Either way, Kadare is an enlightening writer, calm, subdued, a master of his game, offering, like Chekhov, a glimpse into a rural life from yet another land: an education; engaging, questioning, disturbing, something/someone I’ll not forget easily, will further explore—and isn’t that what beautiful literature is about?


Nitsa Anastasiades is a writer currently living in Kosovo. Her short story collection: ‘Foreign Borders‘ explores exile, loneliness, patriarchy, mental illness, such as OCD, ageing, coming of age, Alzheimer’s, family relationships, partnerships, friendship, displacement and travelling/cultural borders, all set in different countries; she has taught English and lived in Malaysia, Zambia, Nigeria, Shanghai, Mumbai, Dubai, UK, Bahrain, Saudi Arabia and Cyprus.

When not hiking the Baltic mountains or reading/seeking great literature, she’s completing her novel ‘Sea with Salty Water‘, a creative non-fiction work about Greek Cypriot generations in 70’s Britain juxtaposed with the ’74  Cyprus coup. She has an MSC in Creative Writing Fiction with Edinburgh University and qualifications in fiction, creative non-fiction and poetry with Manchester Metropolitan, Oxford University and The University of East Anglia National Centre for Writing, respectively.
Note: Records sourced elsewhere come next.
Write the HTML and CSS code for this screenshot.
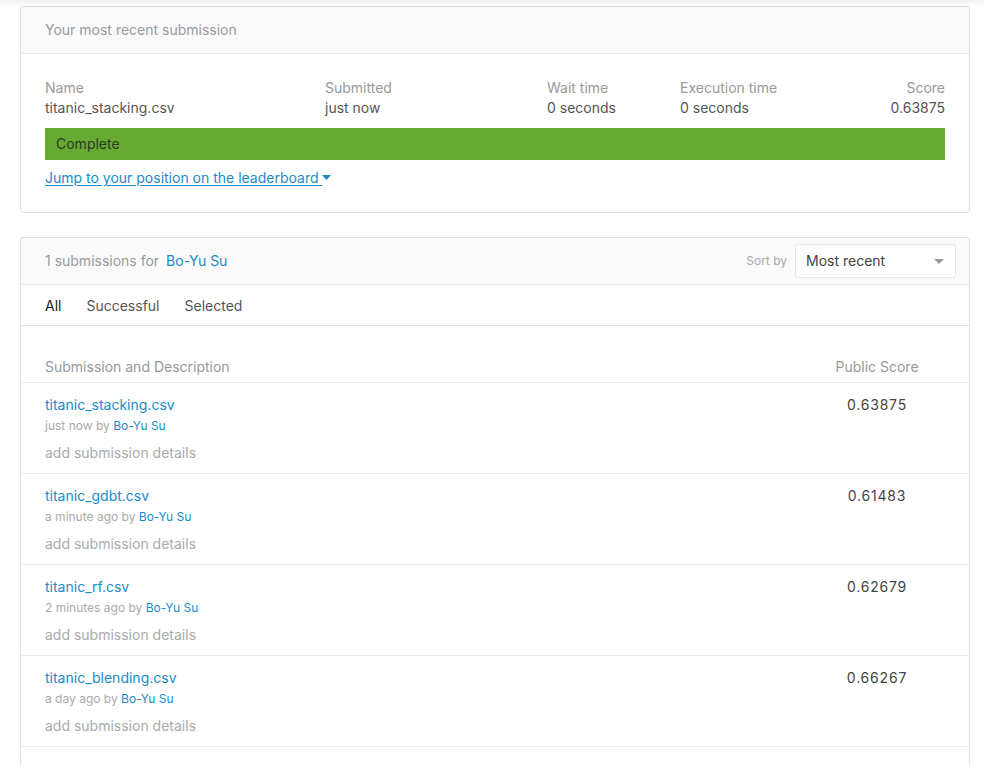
FILE: index.html
```html
<!DOCTYPE html>
<html>
<head>
<meta charset="utf-8">
<link rel="stylesheet" href="styles.css">
</head>
<body>
<div class="topshade"></div>
<main class="page">
  <section class="card">
    <header class="card-head">Your most recent submission</header>
    <div class="recent">
      <div class="meta-grid">
        <div class="cell c-name"><div class="lbl">Name</div><div class="val">titanic_stacking.csv</div></div>
        <div class="cell c-sub"><div class="lbl">Submitted</div><div class="val">just now</div></div>
        <div class="cell c-wait"><div class="lbl">Wait time</div><div class="val">0 seconds</div></div>
        <div class="cell c-exec"><div class="lbl">Execution time</div><div class="val">0 seconds</div></div>
        <div class="cell c-score"><div class="lbl">Score</div><div class="val">0.63875</div></div>
      </div>
      <div class="status">Complete</div>
      <a class="jump" href="#">Jump to your position on the leaderboard&nbsp;<svg class="caret" width="9" height="5" viewBox="0 0 9 5"><path d="M0 0h9L4.5 5z" fill="#1a8bc8"/></svg></a>
    </div>
  </section>

  <section class="card list">
    <header class="card-head list-head">
      <div class="count">1 submissions for <a href="#" class="user">Bo-Yu Su</a></div>
      <div class="sort">
        <span class="sort-lbl">Sort by</span>
        <div class="select"><span>Most recent</span><svg width="10" height="5" viewBox="0 0 10 5"><path d="M0 0h10L5 5z" fill="#9a9a9a"/></svg></div>
      </div>
    </header>
    <nav class="tabs">
      <span class="tab active">All</span>
      <span class="tab">Successful</span>
      <span class="tab">Selected</span>
    </nav>
    <div class="thead">
      <span class="th-desc">Submission and Description</span>
      <span class="th-score">Public Score</span>
    </div>
    <div class="row">
      <div class="desc">
        <a href="#" class="file">titanic_stacking.csv</a>
        <div class="when">just now by <a href="#" class="by">Bo-Yu Su</a></div>
        <div class="details">add submission details</div>
      </div>
      <div class="score">0.63875</div>
    </div>
    <div class="row">
      <div class="desc">
        <a href="#" class="file">titanic_gdbt.csv</a>
        <div class="when">a minute ago by <a href="#" class="by">Bo-Yu Su</a></div>
        <div class="details">add submission details</div>
      </div>
      <div class="score">0.61483</div>
    </div>
    <div class="row">
      <div class="desc">
        <a href="#" class="file">titanic_rf.csv</a>
        <div class="when">2 minutes ago by <a href="#" class="by">Bo-Yu Su</a></div>
        <div class="details">add submission details</div>
      </div>
      <div class="score">0.62679</div>
    </div>
    <div class="row">
      <div class="desc">
        <a href="#" class="file">titanic_blending.csv</a>
        <div class="when">a day ago by <a href="#" class="by">Bo-Yu Su</a></div>
        <div class="details">add submission details</div>
      </div>
      <div class="score">0.66267</div>
    </div>
    <div class="list-tail"></div>
  </section>
</main>
</body>
</html>
```
FILE: styles.css
```css
* { box-sizing: border-box; }
html, body { margin: 0; padding: 0; background: #fff; }
body {
  font-family: Inter, "Noto Sans", sans-serif;
  font-size: 14px;
  color: #555;
  overflow: hidden;
  height: 765px;
  position: relative;
}
a { text-decoration: none; }
.topshade {
  position: absolute;
  left: 0; right: 0; top: 0;
  height: 8px;
  background: linear-gradient(to bottom, rgba(0,0,0,0.05), rgba(0,0,0,0));
  pointer-events: none;
}
.page {
  padding: 6px 14px 0 20px;
  display: flex;
  flex-direction: column;
  gap: 24px;
}
.card {
  border: 1px solid #dedfe0;
  border-radius: 3px;
  background: #fff;
}
.card-head {
  height: 47px;
  background: #fafafa;
  border-bottom: 1px solid #e8e8e8;
  border-radius: 3px 3px 0 0;
  padding: 0 24px;
  display: flex;
  align-items: center;
  color: #999;
  line-height: 20px;
}
.recent {
  padding: 24px 24px 24px;
}
.meta-grid {
  display: grid;
  grid-template-columns: 280px 222px 133px 1fr auto;
  line-height: 20px;
}
.lbl { color: #999; }
.val { color: #555; }
.c-score { text-align: right; }
.status {
  margin-top: 10px;
  height: 32px;
  background: #66aa33;
  color: #2b3a20;
  line-height: 32px;
  padding-left: 11px;
}
.jump {
  display: inline-block;
  margin-top: 8px;
  line-height: 20px;
  color: #1a8bc8;
  text-decoration: underline;
  text-underline-offset: 2px;
}
.caret { vertical-align: 3px; }

.list { border-bottom: none; border-radius: 3px 3px 0 0; }
.list-head { justify-content: space-between; padding-right: 13px; }
.count { color: #999; }
.user { color: #1a8bc8; margin-left: 3px; }
.sort { display: flex; align-items: center; gap: 8px; }
.sort-lbl { font-size: 12px; color: #aaa; }
.select {
  width: 161px;
  height: 34px;
  background: #fff;
  border: 1px solid #e6e6e6;
  border-radius: 3px;
  display: flex;
  align-items: center;
  justify-content: space-between;
  padding: 0 11px 0 10px;
  color: #444;
}
.tabs {
  height: 41px;
  border-bottom: 1px solid #e0e0e0;
  display: flex;
  align-items: center;
  gap: 25px;
  padding: 0 24px;
  color: #555;
}
.tab.active { color: #222; }
.thead {
  height: 57px;
  border-bottom: 1px solid #ebebeb;
  display: flex;
  align-items: flex-end;
  padding: 0 24px 5px;
  color: #999;
  line-height: 20px;
}
.th-desc { flex: 1; }
.th-score { width: 136px; text-align: center; }
.row {
  height: 91px;
  border-bottom: 1px solid #ebebeb;
  display: flex;
  padding: 12px 24px 0;
}
.desc { flex: 1; display: flex; flex-direction: column; }
.file { color: #1a8bc8; line-height: 20px; }
.when { font-size: 12px; color: #aaa; line-height: 16px; margin-top: 3px; }
.by { color: #1a8bc8; }
.details { color: #aaa; line-height: 20px; margin-top: 9px; }
.score { width: 136px; text-align: center; line-height: 20px; color: #444; letter-spacing: 0.8px; }
.list-tail { height: 60px; }
```
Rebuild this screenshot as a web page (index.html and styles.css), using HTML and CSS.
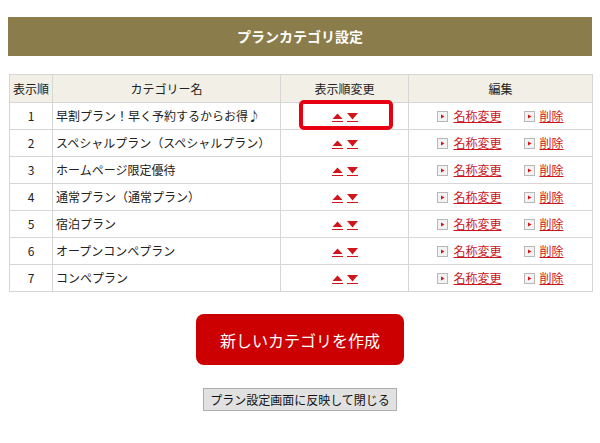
FILE: index.html
```html
<!DOCTYPE html>
<html lang="ja">
<head>
<meta charset="utf-8">
<title>プランカテゴリ設定</title>
<link rel="stylesheet" href="styles.css">
</head>
<body>
<div class="page">
  <h1 class="title-bar">プランカテゴリ設定</h1>
  <table class="cat-table">
    <colgroup>
      <col class="c-order"><col class="c-name"><col class="c-move"><col class="c-edit">
    </colgroup>
    <thead>
      <tr><th>表示順</th><th>カテゴリー名</th><th>表示順変更</th><th>編集</th></tr>
    </thead>
    <tbody>
      <tr>
        <td class="num">1</td><td class="name">早割プラン！早く予約するからお得♪</td>
        <td class="move current"><span class="highlight"></span><a href="#" class="arrow" title="上へ"><svg viewBox="0 0 11 9" width="11" height="9"><path d="M0.5 6 L5.5 0.5 L10.5 6Z" fill="#d0161b"/><rect x="0" y="8" width="11" height="1" fill="#d0161b"/></svg></a><a href="#" class="arrow" title="下へ"><svg viewBox="0 0 11 9" width="11" height="9"><rect x="0.5" y="0" width="10" height="1" fill="#d0161b"/><path d="M0.5 0.5 L10.5 0.5 L5.5 6.5Z" fill="#d0161b"/><rect x="0" y="8" width="11" height="1" fill="#d0161b"/></svg></a></td>
        <td class="edit"><span class="ico"><svg viewBox="0 0 11 11" width="11" height="11"><rect x="0.5" y="0.5" width="10" height="10" fill="#f3f3f3" stroke="#b8b8b8"/><path d="M4 3.5 L7.5 5.5 L4 7.5Z" fill="#d0161b"/></svg></span><a href="#">名称変更</a><span class="ico gap"><svg viewBox="0 0 11 11" width="11" height="11"><rect x="0.5" y="0.5" width="10" height="10" fill="#f3f3f3" stroke="#b8b8b8"/><path d="M4 3.5 L7.5 5.5 L4 7.5Z" fill="#d0161b"/></svg></span><a href="#">削除</a></td>
      </tr>
      <tr>
        <td class="num">2</td><td class="name">スペシャルプラン（スペシャルプラン）</td>
        <td class="move"><a href="#" class="arrow" title="上へ"><svg viewBox="0 0 11 9" width="11" height="9"><path d="M0.5 6 L5.5 0.5 L10.5 6Z" fill="#d0161b"/><rect x="0" y="8" width="11" height="1" fill="#d0161b"/></svg></a><a href="#" class="arrow" title="下へ"><svg viewBox="0 0 11 9" width="11" height="9"><rect x="0.5" y="0" width="10" height="1" fill="#d0161b"/><path d="M0.5 0.5 L10.5 0.5 L5.5 6.5Z" fill="#d0161b"/><rect x="0" y="8" width="11" height="1" fill="#d0161b"/></svg></a></td>
        <td class="edit"><span class="ico"><svg viewBox="0 0 11 11" width="11" height="11"><rect x="0.5" y="0.5" width="10" height="10" fill="#f3f3f3" stroke="#b8b8b8"/><path d="M4 3.5 L7.5 5.5 L4 7.5Z" fill="#d0161b"/></svg></span><a href="#">名称変更</a><span class="ico gap"><svg viewBox="0 0 11 11" width="11" height="11"><rect x="0.5" y="0.5" width="10" height="10" fill="#f3f3f3" stroke="#b8b8b8"/><path d="M4 3.5 L7.5 5.5 L4 7.5Z" fill="#d0161b"/></svg></span><a href="#">削除</a></td>
      </tr>
      <tr>
        <td class="num">3</td><td class="name">ホームページ限定優待</td>
        <td class="move"><a href="#" class="arrow" title="上へ"><svg viewBox="0 0 11 9" width="11" height="9"><path d="M0.5 6 L5.5 0.5 L10.5 6Z" fill="#d0161b"/><rect x="0" y="8" width="11" height="1" fill="#d0161b"/></svg></a><a href="#" class="arrow" title="下へ"><svg viewBox="0 0 11 9" width="11" height="9"><rect x="0.5" y="0" width="10" height="1" fill="#d0161b"/><path d="M0.5 0.5 L10.5 0.5 L5.5 6.5Z" fill="#d0161b"/><rect x="0" y="8" width="11" height="1" fill="#d0161b"/></svg></a></td>
        <td class="edit"><span class="ico"><svg viewBox="0 0 11 11" width="11" height="11"><rect x="0.5" y="0.5" width="10" height="10" fill="#f3f3f3" stroke="#b8b8b8"/><path d="M4 3.5 L7.5 5.5 L4 7.5Z" fill="#d0161b"/></svg></span><a href="#">名称変更</a><span class="ico gap"><svg viewBox="0 0 11 11" width="11" height="11"><rect x="0.5" y="0.5" width="10" height="10" fill="#f3f3f3" stroke="#b8b8b8"/><path d="M4 3.5 L7.5 5.5 L4 7.5Z" fill="#d0161b"/></svg></span><a href="#">削除</a></td>
      </tr>
      <tr>
        <td class="num">4</td><td class="name">通常プラン（通常プラン）</td>
        <td class="move"><a href="#" class="arrow" title="上へ"><svg viewBox="0 0 11 9" width="11" height="9"><path d="M0.5 6 L5.5 0.5 L10.5 6Z" fill="#d0161b"/><rect x="0" y="8" width="11" height="1" fill="#d0161b"/></svg></a><a href="#" class="arrow" title="下へ"><svg viewBox="0 0 11 9" width="11" height="9"><rect x="0.5" y="0" width="10" height="1" fill="#d0161b"/><path d="M0.5 0.5 L10.5 0.5 L5.5 6.5Z" fill="#d0161b"/><rect x="0" y="8" width="11" height="1" fill="#d0161b"/></svg></a></td>
        <td class="edit"><span class="ico"><svg viewBox="0 0 11 11" width="11" height="11"><rect x="0.5" y="0.5" width="10" height="10" fill="#f3f3f3" stroke="#b8b8b8"/><path d="M4 3.5 L7.5 5.5 L4 7.5Z" fill="#d0161b"/></svg></span><a href="#">名称変更</a><span class="ico gap"><svg viewBox="0 0 11 11" width="11" height="11"><rect x="0.5" y="0.5" width="10" height="10" fill="#f3f3f3" stroke="#b8b8b8"/><path d="M4 3.5 L7.5 5.5 L4 7.5Z" fill="#d0161b"/></svg></span><a href="#">削除</a></td>
      </tr>
      <tr>
        <td class="num">5</td><td class="name">宿泊プラン</td>
        <td class="move"><a href="#" class="arrow" title="上へ"><svg viewBox="0 0 11 9" width="11" height="9"><path d="M0.5 6 L5.5 0.5 L10.5 6Z" fill="#d0161b"/><rect x="0" y="8" width="11" height="1" fill="#d0161b"/></svg></a><a href="#" class="arrow" title="下へ"><svg viewBox="0 0 11 9" width="11" height="9"><rect x="0.5" y="0" width="10" height="1" fill="#d0161b"/><path d="M0.5 0.5 L10.5 0.5 L5.5 6.5Z" fill="#d0161b"/><rect x="0" y="8" width="11" height="1" fill="#d0161b"/></svg></a></td>
        <td class="edit"><span class="ico"><svg viewBox="0 0 11 11" width="11" height="11"><rect x="0.5" y="0.5" width="10" height="10" fill="#f3f3f3" stroke="#b8b8b8"/><path d="M4 3.5 L7.5 5.5 L4 7.5Z" fill="#d0161b"/></svg></span><a href="#">名称変更</a><span class="ico gap"><svg viewBox="0 0 11 11" width="11" height="11"><rect x="0.5" y="0.5" width="10" height="10" fill="#f3f3f3" stroke="#b8b8b8"/><path d="M4 3.5 L7.5 5.5 L4 7.5Z" fill="#d0161b"/></svg></span><a href="#">削除</a></td>
      </tr>
      <tr>
        <td class="num">6</td><td class="name">オープンコンペプラン</td>
        <td class="move"><a href="#" class="arrow" title="上へ"><svg viewBox="0 0 11 9" width="11" height="9"><path d="M0.5 6 L5.5 0.5 L10.5 6Z" fill="#d0161b"/><rect x="0" y="8" width="11" height="1" fill="#d0161b"/></svg></a><a href="#" class="arrow" title="下へ"><svg viewBox="0 0 11 9" width="11" height="9"><rect x="0.5" y="0" width="10" height="1" fill="#d0161b"/><path d="M0.5 0.5 L10.5 0.5 L5.5 6.5Z" fill="#d0161b"/><rect x="0" y="8" width="11" height="1" fill="#d0161b"/></svg></a></td>
        <td class="edit"><span class="ico"><svg viewBox="0 0 11 11" width="11" height="11"><rect x="0.5" y="0.5" width="10" height="10" fill="#f3f3f3" stroke="#b8b8b8"/><path d="M4 3.5 L7.5 5.5 L4 7.5Z" fill="#d0161b"/></svg></span><a href="#">名称変更</a><span class="ico gap"><svg viewBox="0 0 11 11" width="11" height="11"><rect x="0.5" y="0.5" width="10" height="10" fill="#f3f3f3" stroke="#b8b8b8"/><path d="M4 3.5 L7.5 5.5 L4 7.5Z" fill="#d0161b"/></svg></span><a href="#">削除</a></td>
      </tr>
      <tr>
        <td class="num">7</td><td class="name">コンペプラン</td>
        <td class="move"><a href="#" class="arrow" title="上へ"><svg viewBox="0 0 11 9" width="11" height="9"><path d="M0.5 6 L5.5 0.5 L10.5 6Z" fill="#d0161b"/><rect x="0" y="8" width="11" height="1" fill="#d0161b"/></svg></a><a href="#" class="arrow" title="下へ"><svg viewBox="0 0 11 9" width="11" height="9"><rect x="0.5" y="0" width="10" height="1" fill="#d0161b"/><path d="M0.5 0.5 L10.5 0.5 L5.5 6.5Z" fill="#d0161b"/><rect x="0" y="8" width="11" height="1" fill="#d0161b"/></svg></a></td>
        <td class="edit"><span class="ico"><svg viewBox="0 0 11 11" width="11" height="11"><rect x="0.5" y="0.5" width="10" height="10" fill="#f3f3f3" stroke="#b8b8b8"/><path d="M4 3.5 L7.5 5.5 L4 7.5Z" fill="#d0161b"/></svg></span><a href="#">名称変更</a><span class="ico gap"><svg viewBox="0 0 11 11" width="11" height="11"><rect x="0.5" y="0.5" width="10" height="10" fill="#f3f3f3" stroke="#b8b8b8"/><path d="M4 3.5 L7.5 5.5 L4 7.5Z" fill="#d0161b"/></svg></span><a href="#">削除</a></td>
      </tr>
    </tbody>
  </table>
  <div class="actions">
    <a href="#" class="btn-create">新しいカテゴリを作成</a>
    <button type="button" class="btn-close">プラン設定画面に反映して閉じる</button>
  </div>
</div>
</body>
</html>
```

FILE: styles.css
```css
html, body {
  margin: 0;
  padding: 0;
  background: #fff;
}
body {
  font-family: "Noto Sans CJK JP", "Noto Sans", sans-serif;
  font-size: 12px;
  color: #222;
}
.page {
  padding: 17px 8px 0 8px;
}
.title-bar {
  margin: 0;
  height: 39px;
  line-height: 39px;
  background: #8b7c4c;
  color: #fff;
  font-size: 14px;
  font-weight: bold;
  text-align: center;
}
.cat-table {
  margin: 18px 0 0 1px;
  width: 583px;
  border-collapse: collapse;
  table-layout: fixed;
  border: 1px solid #d6d6d6;
}
.c-order { width: 43px; }
.c-name { width: 228px; }
.c-move { width: 128px; }
.c-edit { width: 184px; }
.cat-table th,
.cat-table td {
  border: 1px solid #d6d6d6;
  height: 26px;
  padding: 0;
  line-height: 16px;
  font-weight: normal;
  vertical-align: middle;
}
.cat-table th {
  background: #f1efe6;
  height: 27px;
  text-align: center;
}
.cat-table td.num {
  text-align: center;
}
.cat-table td.name {
  padding-left: 3px;
  white-space: nowrap;
}
.cat-table td.move {
  text-align: center;
  white-space: nowrap;
  font-size: 0;
  line-height: 0;
}
.cat-table td.move.current {
  position: relative;
}
.highlight {
  position: absolute;
  left: 18px;
  top: -3px;
  width: 94px;
  height: 30px;
  box-sizing: border-box;
  border: 4px solid #e60012;
  border-radius: 5px;
}
.arrow {
  display: inline-block;
  width: 11px;
  height: 9px;
  margin: 2px 2px 0 2px;
  vertical-align: middle;
}
.arrow svg { display: block; }
.cat-table td.edit {
  text-align: center;
  white-space: nowrap;
}
.ico {
  display: inline-block;
  width: 11px;
  height: 11px;
  vertical-align: -1px;
  margin-right: 5px;
}
.ico svg { display: block; }
.ico.gap { margin-left: 22px; }
.edit a {
  color: #c8161d;
  text-decoration: underline;
}
.actions {
  display: flex;
  flex-direction: column;
  align-items: center;
  padding-top: 22px;
}
.btn-create {
  display: flex;
  align-items: center;
  justify-content: center;
  width: 208px;
  height: 51px;
  background: #cc0000;
  color: #fff;
  font-size: 16px;
  text-decoration: none;
  border-radius: 8px;
}
.btn-close {
  margin-top: 23px;
  width: 194px;
  height: 23px;
  padding: 0;
  background: #e1e1e1;
  border: 1px solid #adadad;
  font-family: "Noto Sans CJK JP", "Noto Sans", sans-serif;
  font-size: 12px;
  color: #111;
}
```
One thought on “What constitutes a beautiful book?

  1. Flag says:

    I haven’t read this book, but having read some of the books of Kadare, I do agree that the story end is something that can be advanced in every of his novels.
    The Kanun law is sometimes praised by the Albanian elite and other, but it is very complex system. E.g. former president of Kosovo, Atifete Jahjaga (first woman president in Balkan Counties) while intended to be a hardcore feminist she praised the Kanun law for its role in the past(to be honest is not the we take very serious her saying, as she was very inexperienced to be a president)., Sure, it put men in much more authoritative position than women. While women are in lower position, is not that respect misses. Still, it is strictly forbidden for a man to harass a woman in a street or whenever she is. Today, despite the laws, women are harassed in daily basis.